Some teachers choose to give private English lessons to supplement their income. This is an excellent option but requires networking and self-promotion in order to get clients. For both private lessons as well as regular classes, be sure to consider that there will be travel and prep time that are not technically counted as hours of lessons, so keep this in mind with your actual hours worked. If you’re hoping to teach in Argentina, plan to be thrifty and live more like the locals compared to other tourists if you expect to live only off the wages from teaching.

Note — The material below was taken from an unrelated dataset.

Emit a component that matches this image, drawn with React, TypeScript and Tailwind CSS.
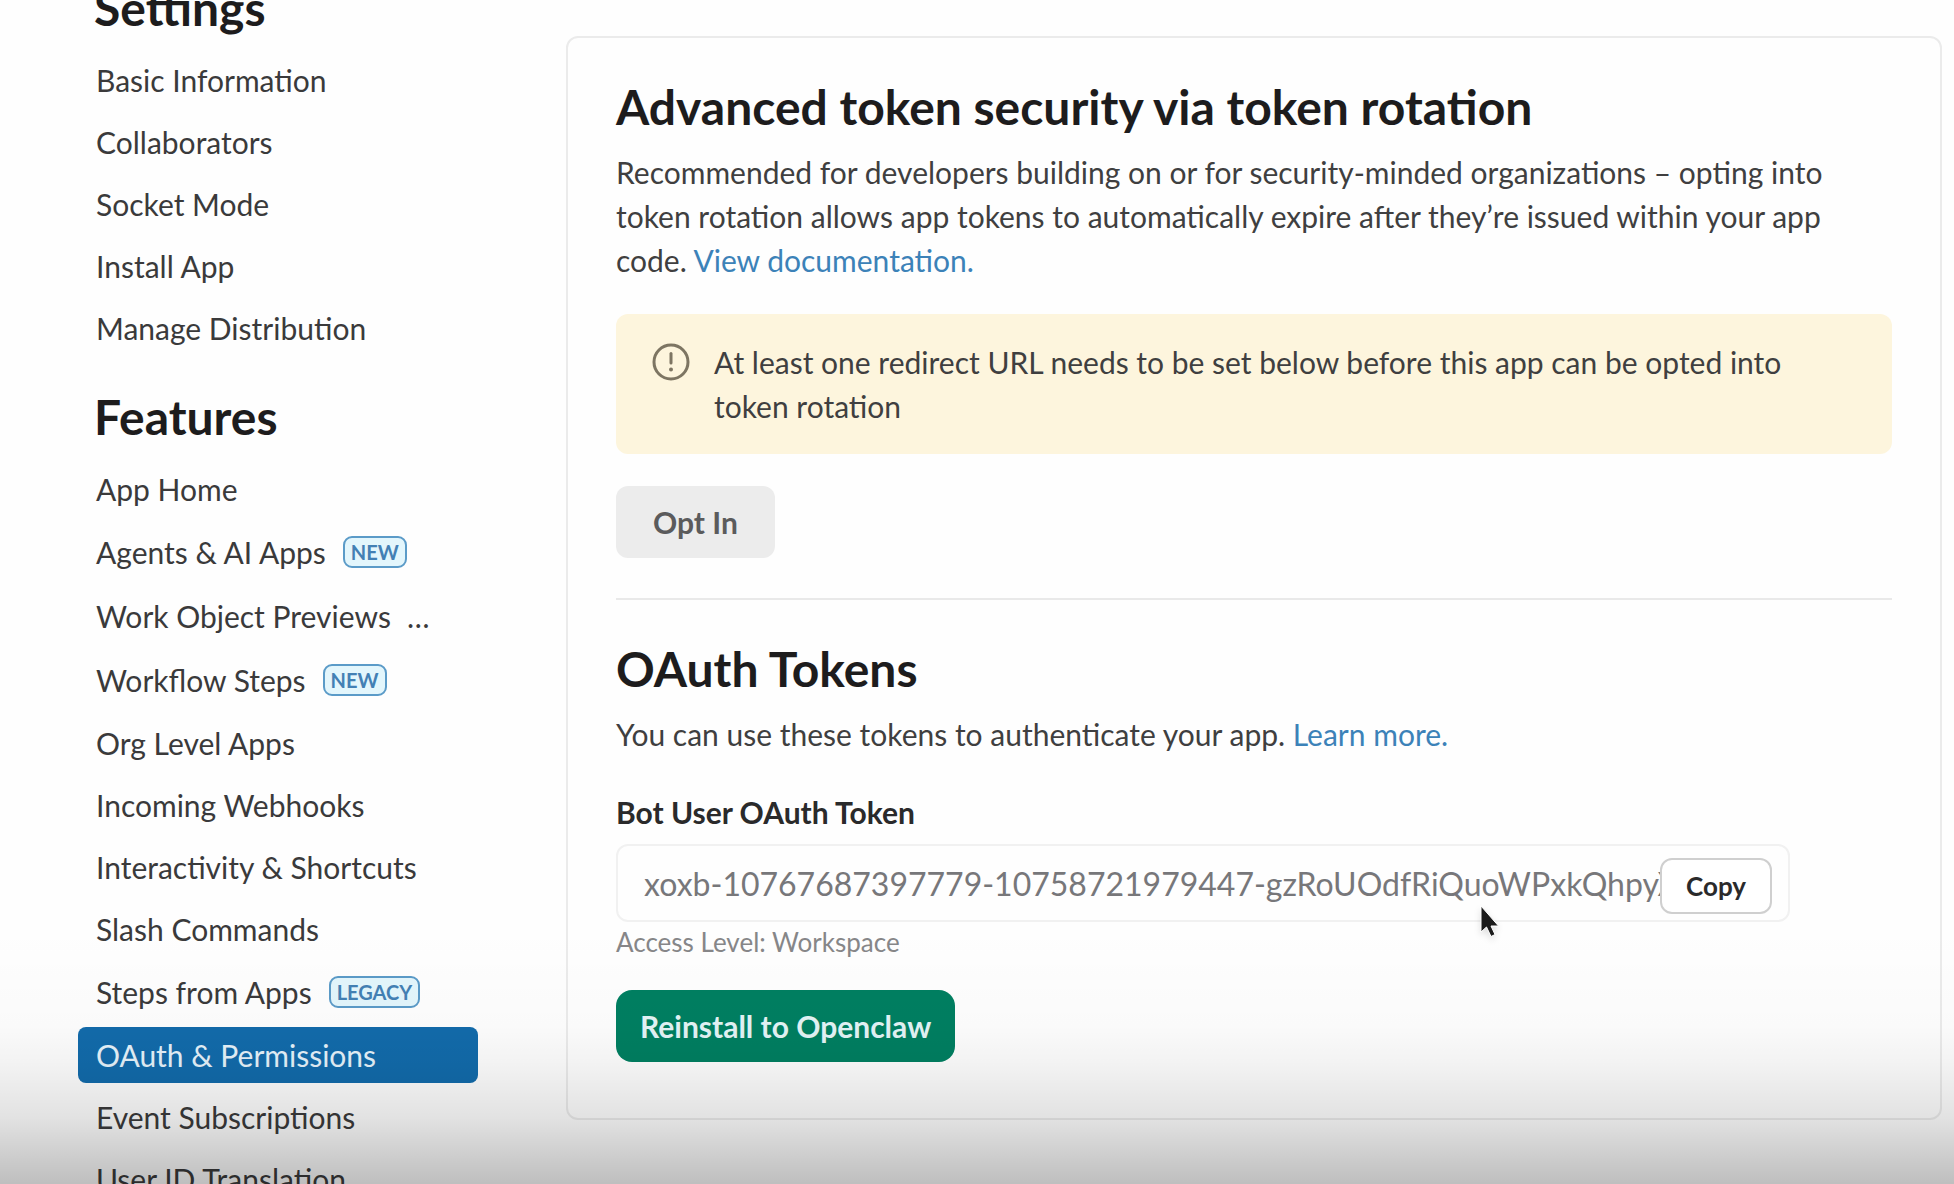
import React from 'react';

interface NavItem {
    label: string;
    tag?: string;
    truncated?: boolean;
    active?: boolean;
}

const SETTINGS_ITEMS: NavItem[] = [
    { label: 'Basic Information' },
    { label: 'Collaborators' },
    { label: 'Socket Mode' },
    { label: 'Install App' },
    { label: 'Manage Distribution' },
];

const FEATURE_ITEMS: NavItem[] = [
    { label: 'App Home' },
    { label: 'Agents & AI Apps', tag: 'NEW' },
    { label: 'Work Object Previews', truncated: true },
    { label: 'Workflow Steps', tag: 'NEW' },
    { label: 'Org Level Apps' },
    { label: 'Incoming Webhooks' },
    { label: 'Interactivity & Shortcuts' },
    { label: 'Slash Commands' },
    { label: 'Steps from Apps', tag: 'LEGACY' },
    { label: 'OAuth & Permissions', active: true },
    { label: 'Event Subscriptions' },
    { label: 'User ID Translation' },
];

const NavLink: React.FC<{ item: NavItem }> = ({ item }) => {
    const height = item.tag || item.truncated ? 'h-[58px]' : 'h-14';
    const color = item.active ? 'bg-[#126bab] text-[#e6f3fb]' : 'text-[#3a3a3b]';

    return (
        <a
            href="#"
            aria-current={item.active ? 'page' : undefined}
            className={`flex items-center rounded-lg px-[18px] text-[30px] leading-[56px] whitespace-nowrap ${height} ${color}`}
        >
            {item.label}
            {item.tag && (
                <span className="ml-[17px] rounded-[9px] border-2 border-[#5b9bc8] bg-[#e3f6fc] px-1.5 text-[20px] leading-[28px] font-bold text-[#4380b4]">
                    {item.tag}
                </span>
            )}
            {item.truncated && <span className="ml-4">…</span>}
        </a>
    );
};

const NavSection: React.FC<{ title: string; items: NavItem[] }> = ({ title, items }) => (
    <section>
        <h2 className="px-4 text-[48px] leading-[60px] font-bold text-[#1d1c1d]">{title}</h2>
        <ul className="mt-3.5 flex flex-col gap-1.5">
            {items.map(item => (
                <li key={item.label}>
                    <NavLink item={item} />
                </li>
            ))}
        </ul>
    </section>
);

const WarningIcon: React.FC = () => (
    <svg viewBox="0 0 38 38" className="h-[38px] w-[38px] shrink-0" fill="none" stroke="#7d7562" strokeWidth="3" strokeLinecap="round" aria-hidden="true">
        <circle cx="19" cy="19" r="17" />
        <path d="M19 10.5v9.5" />
        <circle cx="19" cy="26.5" r="2" fill="#7d7562" stroke="none" />
    </svg>
);

const Cursor: React.FC = () => (
    <svg viewBox="0 0 24 36" className="absolute top-[61px] left-[863px] h-9 w-6 drop-shadow-md" aria-hidden="true">
        <path d="M2 1v26l5.500-5 4.500 9.500 4-2-4-8.500h7.500z" fill="#1b1b1b" stroke="#fff" strokeWidth="1" />
    </svg>
);

const App: React.FC = () => {
    return (
        <div className="relative h-screen overflow-hidden bg-[#fefefe] font-['Lato',sans-serif]">
            <div className="flex items-start">
                <nav className="-mt-[22px] ml-[78px] flex w-[400px] shrink-0 flex-col gap-[31px]">
                    <NavSection title="Settings" items={SETTINGS_ITEMS} />
                    <NavSection title="Features" items={FEATURE_ITEMS} />
                </nav>

                <main className="mt-9 mr-3 ml-[88px] min-w-0 flex-1 rounded-xl border-2 border-[#ebebeb] px-12 pt-[39px] pb-14">
                    <section>
                        <h1 className="text-[48px] leading-[60px] font-bold text-[#1d1c1d]">Advanced token security via token rotation</h1>
                        <p className="mt-[13px] text-[30px] leading-[44px] text-[#3f3f40]">
                            Recommended for developers building on or for security-minded organizations – opting into token rotation allows app tokens to automatically expire after they’re issued within your app code.{' '}
                            <a href="#" className="text-[#3c82b8]">View documentation.</a>
                        </p>

                        <div className="mt-8 flex gap-6 rounded-xl bg-[#fdf5dd] px-9 py-[26px]">
                            <div className="pt-[3px]"><WarningIcon /></div>
                            <p className="text-[30px] leading-[44px] text-[#3f3f40]">
                                At least one redirect URL needs to be set below before this app can be opted into token rotation
                            </p>
                        </div>

                        <button type="button" className="mt-8 h-[72px] rounded-xl bg-[#ececec] px-[37px] text-[30px] font-bold text-[#5b5b5c]">
                            Opt In
                        </button>
                    </section>

                    <section className="mt-10 border-t-2 border-[#e9e9e9] pt-[39px]">
                        <h2 className="text-[48px] leading-[60px] font-bold text-[#1d1c1d]">OAuth Tokens</h2>
                        <p className="mt-[13px] text-[30px] leading-[44px] text-[#3f3f40]">
                            You can use these tokens to authenticate your app. <a href="#" className="text-[#3c82b8]">Learn more.</a>
                        </p>

                        <label htmlFor="bot-token" className="mt-[34px] block text-[30px] leading-[44px] font-bold text-[#2a2a2b]">
                            Bot User OAuth Token
                        </label>
                        <div className="relative mt-2.5 mr-[102px]">
                            <input
                                id="bot-token"
                                type="text"
                                readOnly
                                value="xoxb-10767687397779-10758721979447-gzRoUOdfRiQuoWPxkQhpyX"
                                className="h-[78px] w-full rounded-xl border-2 border-[#f1f1f1] bg-transparent px-[26px] text-[32px] text-[#77777a] outline-none"
                            />
                            <button type="button" className="absolute top-3.5 right-[18px] h-14 rounded-xl border-2 border-[#cfcfcf] bg-white px-6 text-[26px] font-bold text-[#2a2a2b]">
                                Copy
                            </button>
                            <Cursor />
                        </div>
                        <p className="text-[26px] leading-[40px] text-[#868688]">Access Level: Workspace</p>

                        <button type="button" className="mt-7 h-[72px] rounded-2xl bg-[#007f61] px-6 text-[30px] font-bold text-[#e3f4f6]">
                            Reinstall to Openclaw
                        </button>
                    </section>
                </main>
            </div>

            {/* Shade along the bottom edge */}
            <div className="pointer-events-none absolute inset-x-0 bottom-0 h-64 bg-[linear-gradient(to_bottom,rgb(0_0_0/0)_0%,rgb(0_0_0/0.015)_38%,rgb(0_0_0/0.045)_52%,rgb(0_0_0/0.11)_74%,rgb(0_0_0/0.18)_87%,rgb(0_0_0/0.25)_100%)]" />
        </div>
    );
};

export default App;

Some teach abroad programs have housing built in to their fees, however, in general foreign teachers live with other teachers in shared apartments. Sometimes obtaining a long-term apartment in big cities can be challenging for foreigners as the owners may require a half-year payment up front. If you are open to living with a local roommate this can be an excellent option, as you are not responsible for communicating with the landlord and can pay each month rather than up front.
Most schools hire teachers on a tourist visa, however some will help their teachers obtain an official work visa. If you have a tourist visa you will need to exit the country every three months to renew the visa (there is a 90 day maximum). If you are working for a language school you will most likely not be obtaining a workers visa.
Competitive Market. Landing a job in Argentina can be difficult. With a capital city that’s considered the Paris of South America, and a high volume of tourists and travelers who visit and decide they could live in Argentina, the teaching job market is competitive. However, with some flexibility and networking, it’s possible to find a job teaching in Argentina.
Prerequisites. Some language schools require a TEFL certification too, and having one can greatly increase your likelihood of getting hired for any teaching program in Argentina.
Way of Life. The country is welcoming of foreigners and teachers can live relatively comfortably on a local salary, and students are polite and interested in learning.